If $U$ is a uniform random variable on $[0,1]$, what is the distribution of the random variable $X=[nU]$, where $[t]$ denotes the greatest integer less than or equal to $t$?
I've tried searching around for the solution but to no avail. I'm not really sure how to do this question and any help would be much appreciated.
On
First note that $nU\sim U(0,n)$ and the probability that this intermediate random variable falls within a bin of length 1 is $\frac1n$. Taking floors discretises the variable into such bins; there are $\lfloor n\rfloor$ length-1 bins and one last bin of length $n-\lfloor n\rfloor$. Thus $\lfloor nU\rfloor$ is a discrete random variable supported on $[0,\lfloor n\rfloor]$ with distribution $$P(\lfloor nU\rfloor=x)=\begin{cases}\frac1n&0\le x<\lfloor n\rfloor\\\frac{n-\lfloor n\rfloor}n&x=\lfloor n\rfloor\end{cases}$$ In particular, if $n$ is a natural number this reduces to a discrete $U(0,n-1)$ distribution (both bounds inclusive).

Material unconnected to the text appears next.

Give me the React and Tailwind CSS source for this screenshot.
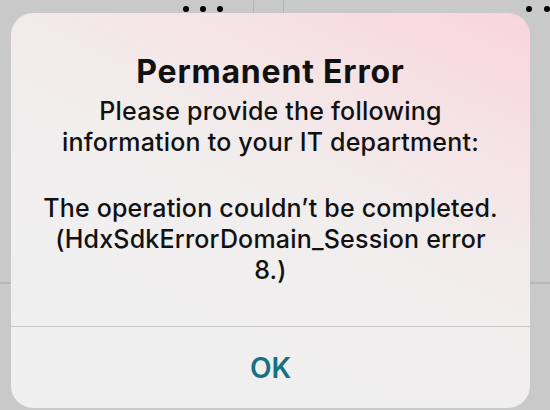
export default function App() {
    return (
        <div className="relative w-[550px] h-[410px] overflow-hidden bg-[#c9c9c9]" style={{ fontFamily: 'Inter, "Noto Sans", sans-serif' }}>
            {/* background app, mostly hidden behind the alert */}
            <div className="flex h-[13px]">
                <div className="w-[254px] flex items-start pt-[6px] pl-[183px] gap-[11px]">
                    <span className="w-[6px] h-[6px] rounded-full bg-black" />
                    <span className="w-[6px] h-[6px] rounded-full bg-black" />
                    <span className="w-[6px] h-[6px] rounded-full bg-black" />
                </div>
                <div className="w-[32px] border-l border-r border-[#b4b4b4]" />
                <div className="flex-1 flex items-start pt-[6px] pl-[242px] gap-[12px]">
                    <span className="w-[6px] h-[6px] rounded-full bg-black shrink-0" />
                    <span className="w-[6px] h-[6px] rounded-full bg-black shrink-0" />
                </div>
            </div>
            <div className="h-[269px]" />
            <div className="h-[2px] bg-[#b8b8b8]" />

            <div className="absolute left-[11px] top-[13px] w-[519px] h-[395px] rounded-[22px] flex flex-col bg-[linear-gradient(205deg,#f9d5dc_0%,#f5e4e6_25%,#f1eeee_48%,#f0f0f0_100%)]">
                <div className="flex-1 flex flex-col items-center text-center text-[#111]">
                    <h1 className="pt-[40px] text-[32px] leading-[38px] font-bold tracking-[0.8px]">Permanent Error</h1>
                    <p className="mt-[5px] text-[25px] leading-[31px] font-medium tracking-[0.2px]">
                        Please provide the following<br />information to your IT department:
                    </p>
                    <p className="mt-[35px] text-[25px] leading-[31px] font-medium tracking-[0.2px]">
                        The operation couldn’t be completed.<br />(HdxSdkErrorDomain_Session error<br />8.)
                    </p>
                </div>
                <div className="h-[82px] border-t border-[#c6c6c6] flex items-center justify-center">
                    <span className="text-[28px] font-semibold text-[#17717f]">OK</span>
                </div>
            </div>
        </div>
    );
}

Let $n=2.$ Then $[2U]=0$ when $0 \le U < 1/2$ and $[2U]=1$ when $1/2\le U < 1.$
($[2U]=2$ for $U=1,$ but $P(U=1)=0,$ so this case doesn't matter.)
So, since $U$ has an equal chance of being in $[0,1/2)$ as $(1/2,1),$ $[2U]$ has a $1/2$ probability of being zero and a $1/2$ probability of being one.
Now try it for $n=3$ and generalize.